Using the data below, gather each line that includes the word "with".

___ Listed records ___

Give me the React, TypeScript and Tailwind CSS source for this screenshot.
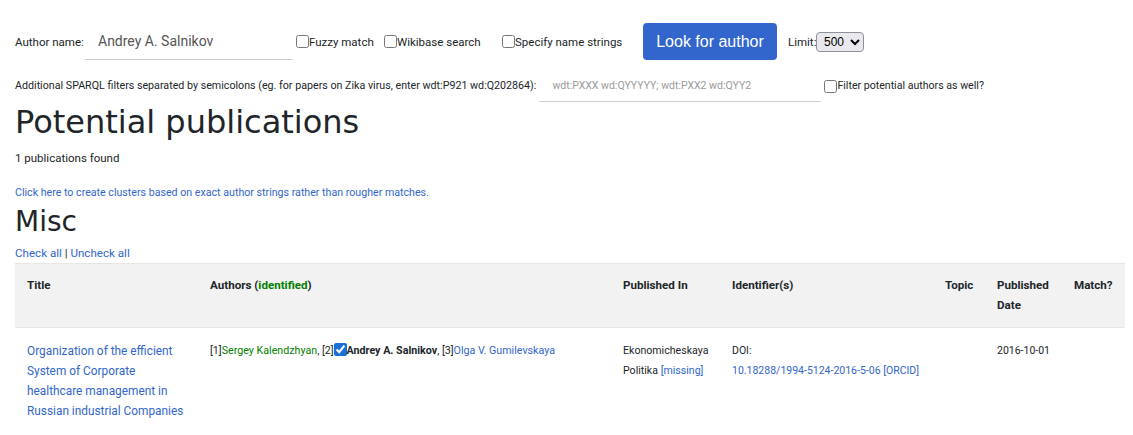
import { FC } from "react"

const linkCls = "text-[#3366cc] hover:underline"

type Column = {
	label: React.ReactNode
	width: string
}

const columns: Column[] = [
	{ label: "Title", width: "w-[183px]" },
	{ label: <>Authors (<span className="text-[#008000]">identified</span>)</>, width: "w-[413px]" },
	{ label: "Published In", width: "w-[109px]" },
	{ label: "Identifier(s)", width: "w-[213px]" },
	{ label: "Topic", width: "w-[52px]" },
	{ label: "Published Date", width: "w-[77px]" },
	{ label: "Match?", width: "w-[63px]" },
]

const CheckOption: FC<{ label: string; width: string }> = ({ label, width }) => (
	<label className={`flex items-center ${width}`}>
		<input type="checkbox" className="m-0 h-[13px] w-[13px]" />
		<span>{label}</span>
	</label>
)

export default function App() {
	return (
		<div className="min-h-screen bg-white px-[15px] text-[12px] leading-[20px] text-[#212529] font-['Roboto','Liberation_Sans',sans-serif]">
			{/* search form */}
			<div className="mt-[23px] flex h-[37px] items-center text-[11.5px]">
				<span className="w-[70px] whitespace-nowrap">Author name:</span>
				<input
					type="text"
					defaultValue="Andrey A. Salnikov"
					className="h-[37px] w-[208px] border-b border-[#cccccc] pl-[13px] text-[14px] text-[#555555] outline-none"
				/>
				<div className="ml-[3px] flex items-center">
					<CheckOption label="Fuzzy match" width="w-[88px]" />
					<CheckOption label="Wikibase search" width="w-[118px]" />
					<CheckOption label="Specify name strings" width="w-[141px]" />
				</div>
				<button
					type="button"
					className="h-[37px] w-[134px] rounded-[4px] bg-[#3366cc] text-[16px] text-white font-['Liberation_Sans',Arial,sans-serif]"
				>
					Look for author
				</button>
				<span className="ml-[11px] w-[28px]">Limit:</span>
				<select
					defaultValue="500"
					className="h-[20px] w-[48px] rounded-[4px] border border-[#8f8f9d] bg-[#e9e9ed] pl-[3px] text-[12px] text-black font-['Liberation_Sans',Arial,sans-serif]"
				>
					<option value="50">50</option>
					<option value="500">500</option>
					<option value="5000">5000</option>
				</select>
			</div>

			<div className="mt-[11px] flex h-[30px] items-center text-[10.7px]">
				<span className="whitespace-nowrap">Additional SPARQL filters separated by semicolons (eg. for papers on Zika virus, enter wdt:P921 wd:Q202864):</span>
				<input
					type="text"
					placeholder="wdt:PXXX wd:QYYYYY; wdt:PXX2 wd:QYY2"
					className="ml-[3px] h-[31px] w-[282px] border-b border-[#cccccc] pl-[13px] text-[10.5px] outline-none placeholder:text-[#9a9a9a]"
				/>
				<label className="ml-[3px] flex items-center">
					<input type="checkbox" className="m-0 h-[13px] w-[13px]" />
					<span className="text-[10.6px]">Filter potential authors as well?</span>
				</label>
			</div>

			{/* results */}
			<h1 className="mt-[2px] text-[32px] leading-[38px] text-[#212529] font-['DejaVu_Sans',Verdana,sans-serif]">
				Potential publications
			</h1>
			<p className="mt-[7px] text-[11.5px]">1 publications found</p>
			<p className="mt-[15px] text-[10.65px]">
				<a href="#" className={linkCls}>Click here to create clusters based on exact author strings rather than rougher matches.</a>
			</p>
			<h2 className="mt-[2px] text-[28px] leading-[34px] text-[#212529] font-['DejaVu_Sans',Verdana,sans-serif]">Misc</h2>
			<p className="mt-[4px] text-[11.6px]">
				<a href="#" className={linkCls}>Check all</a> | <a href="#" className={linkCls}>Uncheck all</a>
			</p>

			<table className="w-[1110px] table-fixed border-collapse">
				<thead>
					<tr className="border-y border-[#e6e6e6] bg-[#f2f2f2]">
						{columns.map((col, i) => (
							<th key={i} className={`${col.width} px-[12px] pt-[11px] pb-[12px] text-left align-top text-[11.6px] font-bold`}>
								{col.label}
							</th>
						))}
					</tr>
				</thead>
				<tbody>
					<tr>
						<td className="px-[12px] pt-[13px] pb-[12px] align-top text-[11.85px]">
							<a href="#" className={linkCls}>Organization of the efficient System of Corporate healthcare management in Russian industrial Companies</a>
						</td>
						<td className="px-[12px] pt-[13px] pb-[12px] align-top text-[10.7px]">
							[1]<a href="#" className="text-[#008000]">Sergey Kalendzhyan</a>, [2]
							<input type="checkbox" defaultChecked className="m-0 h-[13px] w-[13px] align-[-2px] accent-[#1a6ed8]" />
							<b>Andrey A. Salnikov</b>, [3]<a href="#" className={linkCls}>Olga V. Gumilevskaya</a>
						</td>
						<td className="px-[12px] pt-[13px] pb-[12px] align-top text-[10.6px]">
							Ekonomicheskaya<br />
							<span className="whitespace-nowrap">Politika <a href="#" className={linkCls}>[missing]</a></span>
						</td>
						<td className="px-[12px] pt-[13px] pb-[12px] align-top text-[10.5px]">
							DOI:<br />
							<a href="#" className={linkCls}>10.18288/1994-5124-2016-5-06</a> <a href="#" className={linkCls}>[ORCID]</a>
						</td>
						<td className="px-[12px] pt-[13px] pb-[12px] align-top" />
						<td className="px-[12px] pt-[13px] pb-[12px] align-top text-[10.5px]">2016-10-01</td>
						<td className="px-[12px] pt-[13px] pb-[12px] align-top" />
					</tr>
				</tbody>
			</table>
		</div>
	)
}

___
___ Listed records ___

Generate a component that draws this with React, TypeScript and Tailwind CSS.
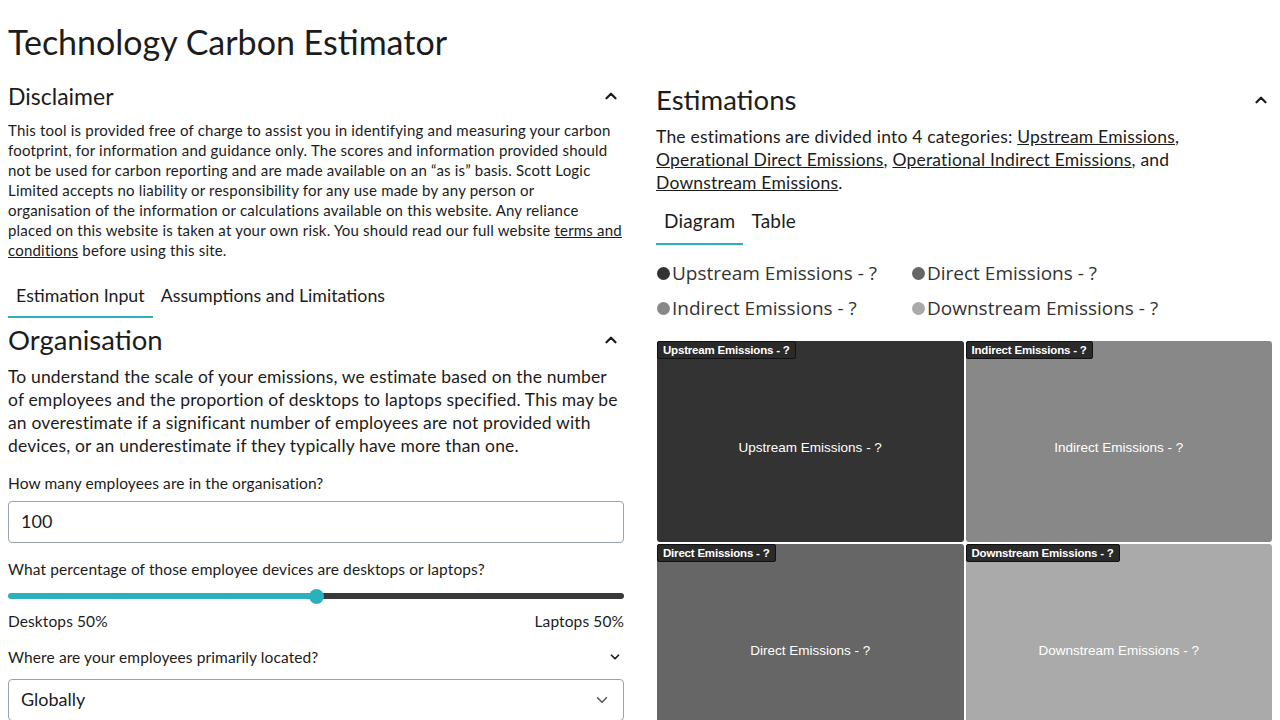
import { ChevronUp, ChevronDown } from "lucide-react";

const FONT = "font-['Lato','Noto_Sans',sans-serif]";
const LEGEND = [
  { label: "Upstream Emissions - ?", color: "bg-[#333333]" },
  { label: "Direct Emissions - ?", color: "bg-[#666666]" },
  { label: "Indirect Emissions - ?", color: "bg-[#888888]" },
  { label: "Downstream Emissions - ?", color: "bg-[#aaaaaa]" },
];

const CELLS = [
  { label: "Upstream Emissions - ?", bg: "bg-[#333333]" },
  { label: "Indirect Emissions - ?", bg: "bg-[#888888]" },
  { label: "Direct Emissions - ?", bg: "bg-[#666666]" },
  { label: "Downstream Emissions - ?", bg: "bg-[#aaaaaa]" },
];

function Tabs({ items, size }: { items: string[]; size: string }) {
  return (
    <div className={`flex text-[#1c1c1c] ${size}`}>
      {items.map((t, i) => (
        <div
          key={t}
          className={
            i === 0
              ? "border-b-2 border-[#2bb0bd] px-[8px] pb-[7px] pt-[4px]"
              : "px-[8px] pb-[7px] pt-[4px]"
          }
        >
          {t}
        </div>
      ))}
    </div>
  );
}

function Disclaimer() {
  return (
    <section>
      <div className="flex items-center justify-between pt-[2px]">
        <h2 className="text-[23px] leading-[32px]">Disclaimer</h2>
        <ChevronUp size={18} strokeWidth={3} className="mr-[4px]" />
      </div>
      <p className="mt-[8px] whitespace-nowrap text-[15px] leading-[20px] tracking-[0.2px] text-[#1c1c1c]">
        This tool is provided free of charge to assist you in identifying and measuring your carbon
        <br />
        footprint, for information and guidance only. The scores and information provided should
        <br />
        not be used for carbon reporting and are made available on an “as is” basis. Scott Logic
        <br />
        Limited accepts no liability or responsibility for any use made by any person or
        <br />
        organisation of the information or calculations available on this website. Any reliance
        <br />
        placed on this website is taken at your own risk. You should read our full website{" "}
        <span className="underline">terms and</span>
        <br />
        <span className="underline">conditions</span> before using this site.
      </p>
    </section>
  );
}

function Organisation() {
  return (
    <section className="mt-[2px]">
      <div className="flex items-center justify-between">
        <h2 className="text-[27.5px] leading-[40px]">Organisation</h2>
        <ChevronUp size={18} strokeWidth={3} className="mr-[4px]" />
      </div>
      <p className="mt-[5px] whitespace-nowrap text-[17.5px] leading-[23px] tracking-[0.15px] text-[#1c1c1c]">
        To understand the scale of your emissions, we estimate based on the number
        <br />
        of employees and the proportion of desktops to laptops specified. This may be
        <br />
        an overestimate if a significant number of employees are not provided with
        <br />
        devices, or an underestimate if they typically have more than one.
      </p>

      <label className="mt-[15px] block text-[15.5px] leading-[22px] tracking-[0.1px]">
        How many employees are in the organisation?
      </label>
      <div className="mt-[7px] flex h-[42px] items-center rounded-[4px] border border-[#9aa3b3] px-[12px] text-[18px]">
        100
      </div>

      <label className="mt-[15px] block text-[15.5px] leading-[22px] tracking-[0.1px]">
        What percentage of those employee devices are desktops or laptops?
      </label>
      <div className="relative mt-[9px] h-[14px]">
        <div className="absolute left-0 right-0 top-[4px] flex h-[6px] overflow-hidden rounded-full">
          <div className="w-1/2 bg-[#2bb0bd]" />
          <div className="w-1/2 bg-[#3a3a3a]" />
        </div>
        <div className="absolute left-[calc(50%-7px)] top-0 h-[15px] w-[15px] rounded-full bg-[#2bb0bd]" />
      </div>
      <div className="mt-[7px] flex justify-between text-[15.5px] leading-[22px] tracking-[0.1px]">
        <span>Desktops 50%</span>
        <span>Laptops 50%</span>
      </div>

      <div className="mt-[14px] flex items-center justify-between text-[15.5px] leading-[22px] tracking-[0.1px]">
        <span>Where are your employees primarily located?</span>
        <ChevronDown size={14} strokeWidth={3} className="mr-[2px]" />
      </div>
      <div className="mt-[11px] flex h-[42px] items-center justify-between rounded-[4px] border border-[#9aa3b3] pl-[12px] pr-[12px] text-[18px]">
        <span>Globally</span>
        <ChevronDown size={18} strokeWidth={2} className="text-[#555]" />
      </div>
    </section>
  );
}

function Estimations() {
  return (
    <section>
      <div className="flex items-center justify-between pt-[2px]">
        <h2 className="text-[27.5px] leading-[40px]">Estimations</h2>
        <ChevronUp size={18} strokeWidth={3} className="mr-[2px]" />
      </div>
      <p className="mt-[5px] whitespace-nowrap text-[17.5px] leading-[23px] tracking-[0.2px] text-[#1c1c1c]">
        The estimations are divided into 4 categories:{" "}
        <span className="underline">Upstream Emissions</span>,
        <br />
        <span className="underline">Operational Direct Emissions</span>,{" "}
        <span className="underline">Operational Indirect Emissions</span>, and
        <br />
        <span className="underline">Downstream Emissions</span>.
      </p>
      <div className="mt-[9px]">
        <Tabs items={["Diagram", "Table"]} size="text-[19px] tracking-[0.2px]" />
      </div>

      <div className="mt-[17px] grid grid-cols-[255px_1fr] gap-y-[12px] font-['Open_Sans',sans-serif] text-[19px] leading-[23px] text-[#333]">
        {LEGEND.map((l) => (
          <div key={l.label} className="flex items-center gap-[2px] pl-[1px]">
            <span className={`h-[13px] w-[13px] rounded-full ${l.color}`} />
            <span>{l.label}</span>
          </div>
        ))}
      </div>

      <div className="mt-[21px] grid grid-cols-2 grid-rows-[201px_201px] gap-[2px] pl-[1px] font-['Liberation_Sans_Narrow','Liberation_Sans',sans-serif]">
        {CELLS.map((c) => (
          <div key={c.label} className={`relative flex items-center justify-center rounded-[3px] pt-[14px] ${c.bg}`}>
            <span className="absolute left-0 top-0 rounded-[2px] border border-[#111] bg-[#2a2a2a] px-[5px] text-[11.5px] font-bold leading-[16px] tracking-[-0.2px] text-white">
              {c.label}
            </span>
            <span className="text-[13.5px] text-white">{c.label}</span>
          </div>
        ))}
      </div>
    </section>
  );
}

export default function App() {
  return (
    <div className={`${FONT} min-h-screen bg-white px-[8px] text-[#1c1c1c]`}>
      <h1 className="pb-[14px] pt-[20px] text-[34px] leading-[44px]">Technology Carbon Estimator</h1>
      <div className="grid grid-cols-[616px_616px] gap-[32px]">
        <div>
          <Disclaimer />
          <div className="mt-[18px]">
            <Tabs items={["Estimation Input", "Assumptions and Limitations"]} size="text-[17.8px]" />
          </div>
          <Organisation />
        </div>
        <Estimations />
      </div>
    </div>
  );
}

___

[Written response]
Generate a component that draws this with React, TypeScript and Tailwind CSS.
        an overestimate if a significant number of employees are not provided with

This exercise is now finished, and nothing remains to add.